### [TASK TO CARRY OUT]
With the images removed, repeat the data below exactly.

++++ COLLECTED DATA

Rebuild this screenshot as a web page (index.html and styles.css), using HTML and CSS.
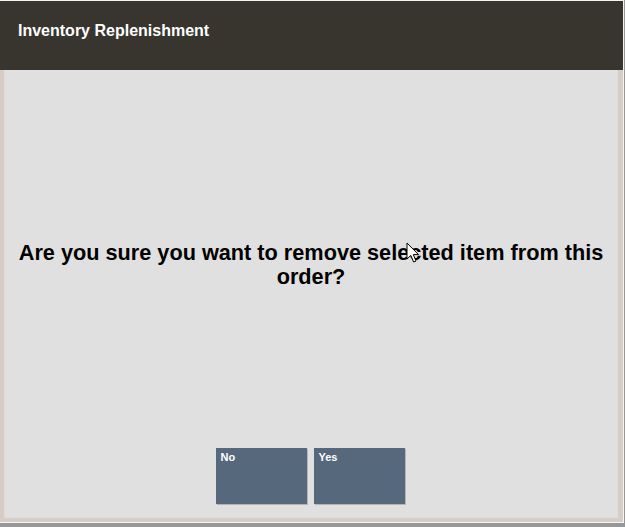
FILE: index.html
```html
<!DOCTYPE html>
<html>
<head>
<meta charset="utf-8">
<link rel="stylesheet" href="styles.css">
</head>
<body>
<div class="screen">
  <div class="window">
    <div class="header">Inventory Replenishment</div>
    <div class="content">
      <div class="question">Are you sure you want to remove selected item from this order?</div>
      <div class="buttons">
        <div class="btn">No</div>
        <div class="btn">Yes</div>
      </div>
      <svg class="cursor" width="14" height="22" viewBox="0 0 14 22">
        <path d="M1 1 L1 17 L4.8 13.4 L7.6 20 L10 19 L7.3 12.6 L12.5 12.6 Z" fill="#fff" stroke="#000" stroke-width="1" stroke-linejoin="miter"/>
      </svg>
    </div>
  </div>
</div>
</body>
</html>
```

FILE: styles.css
```css
html, body {
  margin: 0;
  padding: 0;
}
body {
  width: 625px;
  height: 527px;
  overflow: hidden;
  background: #979797;
  font-family: "Liberation Sans", Arial, sans-serif;
}
.screen {
  width: 625px;
  height: 527px;
  background: #979797;
}
.window {
  width: 623px;
  height: 521px;
  border-top: 1px solid #f4f4f4;
  border-right: 1px solid #f4f4f4;
  border-bottom: 1px solid #f4f4f4;
  display: flex;
  flex-direction: column;
}
.header {
  height: 69px;
  flex: none;
  background: #38352f;
  color: #ffffff;
  font-weight: bold;
  font-size: 16px;
  line-height: 18px;
  padding-left: 18px;
  padding-top: 21px;
  box-sizing: border-box;
}
.content {
  position: relative;
  flex: 1;
  background: #e0e0e0;
  border-left: 4px solid #d6cdc6;
  border-right: 5px solid #d6cdc6;
  border-bottom: 4px solid #d6cdc6;
  box-shadow: inset 1px 0 0 #e3dcd6, inset -1px -1px 0 #e3dcd6;
  display: flex;
  flex-direction: column;
  align-items: center;
  padding-top: 171px;
  box-sizing: border-box;
}
.question {
  width: 604px;
  text-align: center;
  font-weight: bold;
  font-size: 21.7px;
  line-height: 24px;
  color: #000000;
}
.buttons {
  display: flex;
  gap: 7px;
  margin-top: 159px;
  margin-right: 2px;
}
.btn {
  width: 91px;
  height: 56px;
  background: #56687c;
  color: #ffffff;
  font-weight: bold;
  font-size: 11px;
  line-height: 13px;
  padding: 3px 5px;
  box-sizing: border-box;
  box-shadow: 1px 1px 0 #b4b4b4;
}
.cursor {
  position: absolute;
  left: 402px;
  top: 172px;
}
```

++++++++

### [RESULT OF THIS EXERCISE]
Rebuild this screenshot as a web page (index.html and styles.css), using HTML and CSS.
FILE: index.html
```html
<!DOCTYPE html>
<html>
<head>
<meta charset="utf-8">
<link rel="stylesheet" href="styles.css">
</head>
<body>
<div class="screen">
  <div class="window">
    <div class="header">Inventory Replenishment</div>
    <div class="content">
      <div class="question">Are you sure you want to remove selected item from this order?</div>
      <div class="buttons">
        <div class="btn">No</div>
        <div class="btn">Yes</div>
      </div>
      <svg class="cursor" width="14" height="22" viewBox="0 0 14 22">
        <path d="M1 1 L1 17 L4.8 13.4 L7.6 20 L10 19 L7.3 12.6 L12.5 12.6 Z" fill="#fff" stroke="#000" stroke-width="1" stroke-linejoin="miter"/>
      </svg>
    </div>
  </div>
</div>
</body>
</html>
```

FILE: styles.css
```css
html, body {
  margin: 0;
  padding: 0;
}
body {
  width: 625px;
  height: 527px;
  overflow: hidden;
  background: #979797;
  font-family: "Liberation Sans", Arial, sans-serif;
}
.screen {
  width: 625px;
  height: 527px;
  background: #979797;
}
.window {
  width: 623px;
  height: 521px;
  border-top: 1px solid #f4f4f4;
  border-right: 1px solid #f4f4f4;
  border-bottom: 1px solid #f4f4f4;
  display: flex;
  flex-direction: column;
}
.header {
  height: 69px;
  flex: none;
  background: #38352f;
  color: #ffffff;
  font-weight: bold;
  font-size: 16px;
  line-height: 18px;
  padding-left: 18px;
  padding-top: 21px;
  box-sizing: border-box;
}
.content {
  position: relative;
  flex: 1;
  background: #e0e0e0;
  border-left: 4px solid #d6cdc6;
  border-right: 5px solid #d6cdc6;
  border-bottom: 4px solid #d6cdc6;
  box-shadow: inset 1px 0 0 #e3dcd6, inset -1px -1px 0 #e3dcd6;
  display: flex;
  flex-direction: column;
  align-items: center;
  padding-top: 171px;
  box-sizing: border-box;
}
.question {
  width: 604px;
  text-align: center;
  font-weight: bold;
  font-size: 21.7px;
  line-height: 24px;
  color: #000000;
}
.buttons {
  display: flex;
  gap: 7px;
  margin-top: 159px;
  margin-right: 2px;
}
.btn {
  width: 91px;
  height: 56px;
  background: #56687c;
  color: #ffffff;
  font-weight: bold;
  font-size: 11px;
  line-height: 13px;
  padding: 3px 5px;
  box-sizing: border-box;
  box-shadow: 1px 1px 0 #b4b4b4;
}
.cursor {
  position: absolute;
  left: 402px;
  top: 172px;
}
```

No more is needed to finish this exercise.